Given the bottom 5 players are up for elimination in a given round I'm wondering how I can find the likelihood that a given player would be safe from elimination given each player may vote upto 1 time for who could be eliminated.
The catch is that the closer a person is to the bottom of the up for elimination players rankings, they get a penalty vote for each of those players that are above them that is cast by no one but still count for their total.
I have listed the players A-E from best to worst and the non-penalty votes are in this equation
A+B+C+D+E+N=19
where if say A got 4 votes, B got 3 votes, C got 2 votes, D got 1 vote, and the other players abstained from voting, this would result in a 5 way tie and any of them could be voted out in a re-vote by the player ranked number one (not in the up for elimination players at all) in a tiebreaker vote.
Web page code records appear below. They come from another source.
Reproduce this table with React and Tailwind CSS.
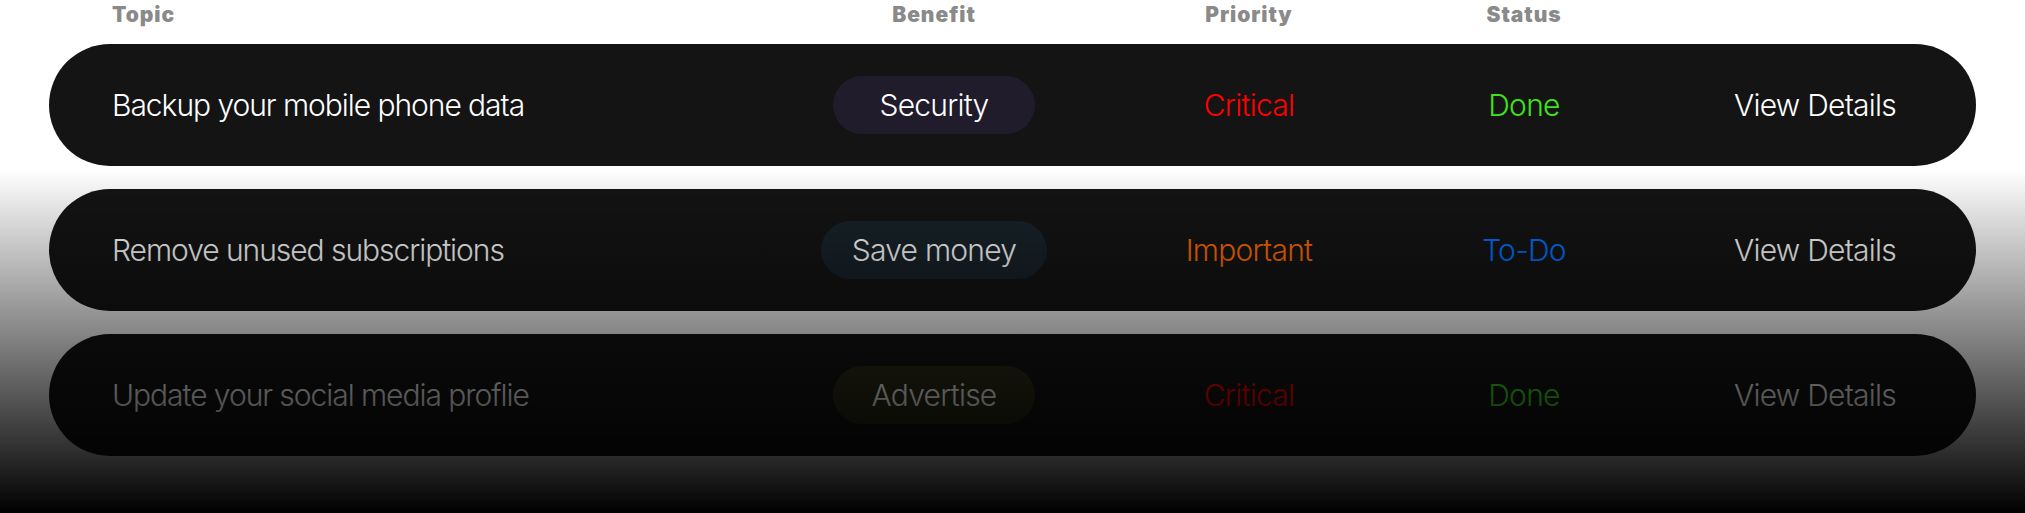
const tasks = [
  {
    topic: 'Backup your mobile phone data',
    benefit: 'Security',
    pill: 'bg-[#201c2c]',
    priority: 'Critical',
    priorityColor: 'text-[#ff0000]',
    status: 'Done',
    statusColor: 'text-[#3fe31a]',
  },
  {
    topic: 'Remove unused subscriptions',
    benefit: 'Save money',
    pill: 'bg-[#18232a]',
    priority: 'Important',
    priorityColor: 'text-[#ff6a00]',
    status: 'To-Do',
    statusColor: 'text-[#0070ff]',
  },
  {
    topic: 'Update your social media proflie',
    benefit: 'Advertise',
    pill: 'bg-[#2c2c18]',
    priority: 'Critical',
    priorityColor: 'text-[#ff0000]',
    status: 'Done',
    statusColor: 'text-[#3fe31a]',
  },
];

const TaskRow = ({ task }) => (
  <div className="flex items-center h-[122px] rounded-full bg-[#141414] px-[63px] font-['Inter_Light','Inter',sans-serif] text-[30px] font-light tracking-[-0.025em] text-white">
    <div className="w-[664px] shrink-0 tracking-[-0.035em]">{task.topic}</div>
    <div className="w-[316px] shrink-0 flex justify-center">
      <span className={`min-w-[202px] h-[58px] px-[31px] rounded-full flex items-center justify-center ${task.pill}`}>
        {task.benefit}
      </span>
    </div>
    <div className={`w-[314px] shrink-0 text-center ${task.priorityColor}`}>{task.priority}</div>
    <div className={`w-[236px] shrink-0 text-center ${task.statusColor}`}>{task.status}</div>
    <div className="w-[346px] shrink-0 text-center">View Details</div>
  </div>
);

export default function App() {
  return (
    <div className="relative h-[513px] overflow-hidden bg-white font-['Inter',sans-serif]">
      <div className="px-[49px]">
        {/* Header */}
        <div className="flex h-[44px] pt-[2px] px-[63px] font-['Inter_Black','Inter',sans-serif] text-[21px] leading-[26px] font-black tracking-[0.045em] text-[#8a8a8a]">
          <div className="w-[664px] shrink-0">Topic</div>
          <div className="w-[316px] shrink-0 text-center">Benefit</div>
          <div className="w-[314px] shrink-0 text-center">Priority</div>
          <div className="w-[236px] shrink-0 text-center">Status</div>
          <div className="w-[346px] shrink-0" />
        </div>

        <div className="flex flex-col gap-[23px]">
          {tasks.map((task, i) => (
            <TaskRow key={i} task={task} />
          ))}
        </div>
      </div>

      {/* Fade out */}
      <div className="pointer-events-none absolute inset-0 bg-linear-to-b from-transparent from-[33%] to-black" />
    </div>
  );
}
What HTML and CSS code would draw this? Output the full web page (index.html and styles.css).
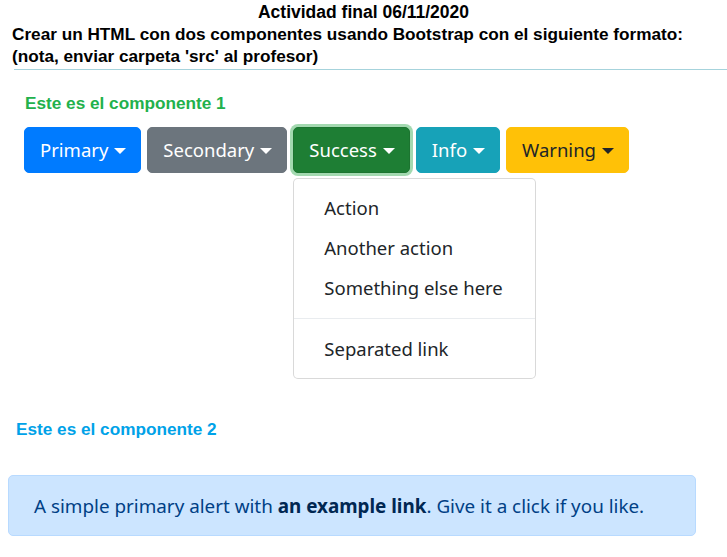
FILE: index.html
```html
<!DOCTYPE html>
<html lang="es">
<head>
<meta charset="utf-8">
<title>Actividad final</title>
<link rel="stylesheet" href="styles.css">
</head>
<body>
<header class="intro">
  <h1 class="title">Actividad final 06/11/2020</h1>
  <p class="task">Crear un HTML con dos componentes usando Bootstrap con el siguiente formato:<br>(nota, enviar carpeta 'src' al profesor)</p>
</header>
<hr class="rule">
<section class="comp comp1">
  <h2 class="label label-green">Este es el componente 1</h2>
  <div class="btn-row">
    <div class="dd"><button class="btn btn-primary">Primary<span class="caret"></span></button></div>
    <div class="dd"><button class="btn btn-secondary">Secondary<span class="caret"></span></button></div>
    <div class="dd open">
      <button class="btn btn-success focus">Success<span class="caret"></span></button>
      <div class="menu">
        <a class="item">Action</a>
        <a class="item">Another action</a>
        <a class="item">Something else here</a>
        <div class="divider"></div>
        <a class="item">Separated link</a>
      </div>
    </div>
    <div class="dd"><button class="btn btn-info">Info<span class="caret"></span></button></div>
    <div class="dd"><button class="btn btn-warning">Warning<span class="caret"></span></button></div>
  </div>
</section>
<section class="comp comp2">
  <h2 class="label label-blue">Este es el componente 2</h2>
  <div class="alert"><p class="alert-text">A simple primary alert with <b>an example link</b>. Give it a click if you like.</p></div>
</section>
</body>
</html>
```
FILE: styles.css
```css
* { box-sizing: border-box; }
body {
  margin: 0;
  background: #fff;
  font-family: "Liberation Sans", Arial, sans-serif;
  color: #000;
}
.intro { padding-top: 1px; }
.title {
  margin: 0;
  text-align: center;
  font-size: 17.5px;
  line-height: 22px;
  font-weight: bold;
}
.task {
  margin: 0;
  padding-left: 12px;
  font-size: 17.2px;
  line-height: 22px;
  font-weight: bold;
}
.rule {
  margin: 2px 0 0 14px;
  border: 0;
  border-top: 1px solid #a6d3dc;
  height: 0;
}
.comp1 { padding: 22px 0 0 24px; }
.label {
  margin: 0;
  font-size: 17.2px;
  line-height: 22px;
  font-weight: bold;
}
.label-green { color: #22b14c; padding-left: 1px; }
.label-blue { color: #00a2e8; }
.btn-row {
  display: flex;
  gap: 6px;
  margin-top: 13px;
}
.dd { position: relative; }
.btn {
  font-family: "Noto Sans", "Open Sans", sans-serif;
  font-size: 18.5px;
  line-height: 28px;
  height: 46px;
  padding: 0 14px 0 15px;
  border: 1px solid transparent;
  border-radius: 5px;
  color: #fff;
  display: flex;
  align-items: center;
  cursor: pointer;
}
.caret {
  display: inline-block;
  width: 0; height: 0;
  margin-left: 6px;
  margin-top: 1px;
  border-top: 6px solid currentColor;
  border-left: 6px solid transparent;
  border-right: 6px solid transparent;
}
.btn-primary { background: #007bff; border-color: #007bff; }
.btn-secondary { background: #6c757d; border-color: #6c757d; }
.btn-success { background: #1e7e34; border-color: #1c7430; }
.btn-success.focus { box-shadow: 0 0 0 3px rgba(72,180,97,.5); }
.btn-info { background: #17a2b8; border-color: #17a2b8; }
.btn-warning { background: #ffc107; border-color: #ffc107; color: #212529; }
.menu {
  position: absolute;
  top: 51px;
  left: 0;
  width: 243px;
  padding: 9px 0;
  background: #fff;
  border: 1px solid rgba(0,0,0,.15);
  border-radius: 5px;
  z-index: 2;
}
.item {
  display: block;
  height: 40px;
  line-height: 40px;
  padding-left: 30px;
  font-family: "Noto Sans", "Open Sans", sans-serif;
  font-size: 18.5px;
  color: #212529;
  white-space: nowrap;
}
.divider {
  height: 0;
  margin: 10px 0;
  border-top: 1px solid #e9ecef;
}
.item:last-child { margin-top: 3px; }
.comp2 { padding: 245px 0 0 0; }
.comp2 .label { padding-left: 16px; }
.alert {
  margin: 35px 31px 0 8px;
  height: 61px;
  padding: 0 24px 0 25px;
  display: flex;
  align-items: center;
  background: #cce5ff;
  border: 1px solid #b8daff;
  border-radius: 5px;
  color: #004085;
  font-family: "Noto Sans", "Open Sans", sans-serif;
  font-size: 18.85px;
}
.alert-text { margin: 0; }
.alert b { font-weight: bold; color: #002752; }
```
Also if possible maybe also add the logical constraint that every up for elimination person does vote for another up for elimination player than themselves.
(What I tried)
I used the stars and bars technique to get the total sample space of the votes to be
A+B+C+D+E+N=19
(19+6-1 choose 19)/(1^5) = 24 choose 19= 42504
I then did a constraint setup using A as the player I wanted to be safe from elim and made the constraints so A either tied with everyone or other people got extra votes.
A<= B+1, A<= C+2, A<= D+3, A<= E+4.
A+xB=B+1, A+xC=C+2, A+xD=D+3, A+xE= E+4
B=A+xB-1, C=A+xC-2, D= A+xD-3, E=A+xE-4
(xB,xC,xD,xE are extra votes for each for those players)
A+A+xB-1+A+xC-2+A+xD-3+E+xE-4+N=19
5A+xB+xC+xD+xE+n-10=19
5A+xB+xC+xD+xE+n=29
Though after doing this I noticed using stars and bars here
(10+29-1 choose 29)/((5)(1^4)) = 38 choose 29 /5 = 32602328
I found this was significantly bigger than what we started with 42504
then adding the constraint there is at least 1 extra vote
with xB+xC+xD+xE>=1
(x is the total extra votes in excess of A being safe)
xB+xC+xD+xE=1+x
x=xB+xC+xD+xE-1
5A+xB+xC+xD+xE+n=29
5A+xB+xC+xD+xE+n-1=29-1
5A+x+n=28
and using stars and bars 1 more time
(28+7-1 choose 28) /((5)(1^2)) = 34 choose 28 /5 = 268980
This is still more than 42504 and am wondering what needs to be improved over the method to get the correct probability.